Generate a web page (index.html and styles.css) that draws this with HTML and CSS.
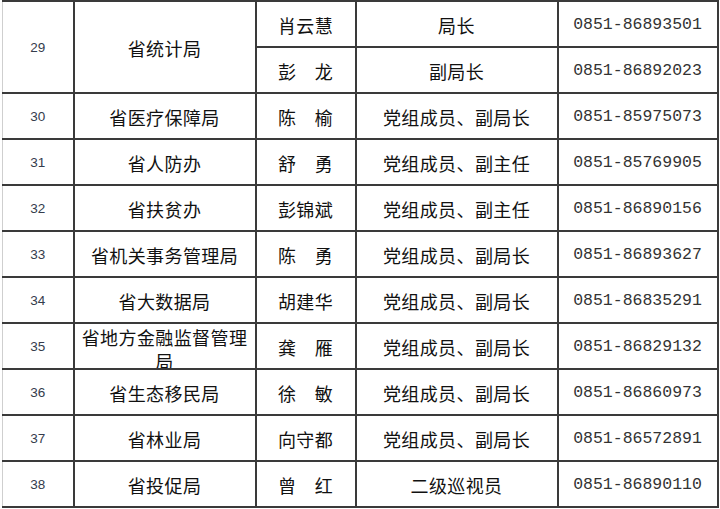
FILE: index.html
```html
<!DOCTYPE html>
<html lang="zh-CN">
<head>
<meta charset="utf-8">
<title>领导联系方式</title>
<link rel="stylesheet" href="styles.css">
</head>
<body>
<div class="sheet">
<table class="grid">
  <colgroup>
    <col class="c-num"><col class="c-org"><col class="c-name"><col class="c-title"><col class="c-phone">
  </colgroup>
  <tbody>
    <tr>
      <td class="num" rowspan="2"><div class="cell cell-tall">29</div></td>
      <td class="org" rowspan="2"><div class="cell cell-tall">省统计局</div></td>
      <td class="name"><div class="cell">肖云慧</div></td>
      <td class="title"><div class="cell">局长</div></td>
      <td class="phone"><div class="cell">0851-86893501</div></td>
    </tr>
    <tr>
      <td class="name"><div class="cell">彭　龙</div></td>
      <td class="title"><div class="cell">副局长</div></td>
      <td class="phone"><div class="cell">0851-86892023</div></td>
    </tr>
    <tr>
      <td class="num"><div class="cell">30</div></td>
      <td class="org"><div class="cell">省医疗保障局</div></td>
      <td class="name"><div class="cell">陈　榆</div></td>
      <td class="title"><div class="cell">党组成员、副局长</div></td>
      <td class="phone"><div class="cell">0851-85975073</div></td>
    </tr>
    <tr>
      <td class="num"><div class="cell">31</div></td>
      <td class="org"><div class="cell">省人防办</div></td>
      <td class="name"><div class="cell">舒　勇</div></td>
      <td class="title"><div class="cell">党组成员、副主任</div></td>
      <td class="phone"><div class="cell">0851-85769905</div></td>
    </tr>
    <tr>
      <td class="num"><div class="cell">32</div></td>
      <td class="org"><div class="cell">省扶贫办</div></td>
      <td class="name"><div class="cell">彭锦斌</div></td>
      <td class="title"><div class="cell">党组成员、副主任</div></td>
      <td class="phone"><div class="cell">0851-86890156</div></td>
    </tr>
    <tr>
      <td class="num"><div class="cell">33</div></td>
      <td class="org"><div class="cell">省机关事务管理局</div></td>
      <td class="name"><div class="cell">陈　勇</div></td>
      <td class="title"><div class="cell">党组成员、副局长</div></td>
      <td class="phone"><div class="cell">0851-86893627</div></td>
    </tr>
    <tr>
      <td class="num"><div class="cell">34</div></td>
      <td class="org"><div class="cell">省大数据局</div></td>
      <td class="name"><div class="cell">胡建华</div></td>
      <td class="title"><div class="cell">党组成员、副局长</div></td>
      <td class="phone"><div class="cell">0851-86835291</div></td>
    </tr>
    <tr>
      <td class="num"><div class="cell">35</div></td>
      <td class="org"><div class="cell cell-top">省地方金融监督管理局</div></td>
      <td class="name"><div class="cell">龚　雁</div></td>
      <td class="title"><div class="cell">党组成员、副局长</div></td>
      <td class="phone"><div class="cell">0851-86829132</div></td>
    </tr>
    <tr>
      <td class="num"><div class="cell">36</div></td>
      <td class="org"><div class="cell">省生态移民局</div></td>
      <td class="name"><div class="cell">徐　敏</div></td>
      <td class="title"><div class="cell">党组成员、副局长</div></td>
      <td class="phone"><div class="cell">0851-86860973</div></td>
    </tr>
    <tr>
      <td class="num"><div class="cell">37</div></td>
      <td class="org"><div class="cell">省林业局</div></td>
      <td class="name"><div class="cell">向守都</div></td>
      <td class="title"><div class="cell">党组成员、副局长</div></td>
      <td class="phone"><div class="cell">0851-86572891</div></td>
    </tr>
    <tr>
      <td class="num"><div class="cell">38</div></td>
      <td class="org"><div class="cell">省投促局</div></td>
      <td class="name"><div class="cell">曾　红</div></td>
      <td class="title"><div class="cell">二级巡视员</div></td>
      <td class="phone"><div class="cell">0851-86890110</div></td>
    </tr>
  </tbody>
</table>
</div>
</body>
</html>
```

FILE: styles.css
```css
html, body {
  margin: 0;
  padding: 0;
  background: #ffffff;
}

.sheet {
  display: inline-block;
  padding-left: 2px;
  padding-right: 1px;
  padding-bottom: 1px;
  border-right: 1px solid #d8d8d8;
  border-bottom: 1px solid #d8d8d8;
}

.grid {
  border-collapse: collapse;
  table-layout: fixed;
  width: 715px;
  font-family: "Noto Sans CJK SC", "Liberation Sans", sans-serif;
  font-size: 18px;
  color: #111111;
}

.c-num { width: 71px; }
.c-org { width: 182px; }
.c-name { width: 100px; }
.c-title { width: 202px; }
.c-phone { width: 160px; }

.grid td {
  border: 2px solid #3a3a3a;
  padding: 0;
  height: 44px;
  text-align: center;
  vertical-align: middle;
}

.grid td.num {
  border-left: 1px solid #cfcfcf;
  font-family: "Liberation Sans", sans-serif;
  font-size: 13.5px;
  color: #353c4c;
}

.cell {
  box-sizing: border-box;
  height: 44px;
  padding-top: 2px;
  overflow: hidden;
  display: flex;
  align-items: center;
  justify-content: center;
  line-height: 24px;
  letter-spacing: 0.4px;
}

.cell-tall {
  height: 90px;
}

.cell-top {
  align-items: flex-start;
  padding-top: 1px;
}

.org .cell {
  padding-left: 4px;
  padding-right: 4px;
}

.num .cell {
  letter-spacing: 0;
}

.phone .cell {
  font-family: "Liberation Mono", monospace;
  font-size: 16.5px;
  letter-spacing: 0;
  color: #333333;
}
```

****************

EXERCISE DESCRIPTION> Of the lines in the data, how many contain the word "styles"? Provide the number and nothing further.

ANSWER TO THIS TASK> 3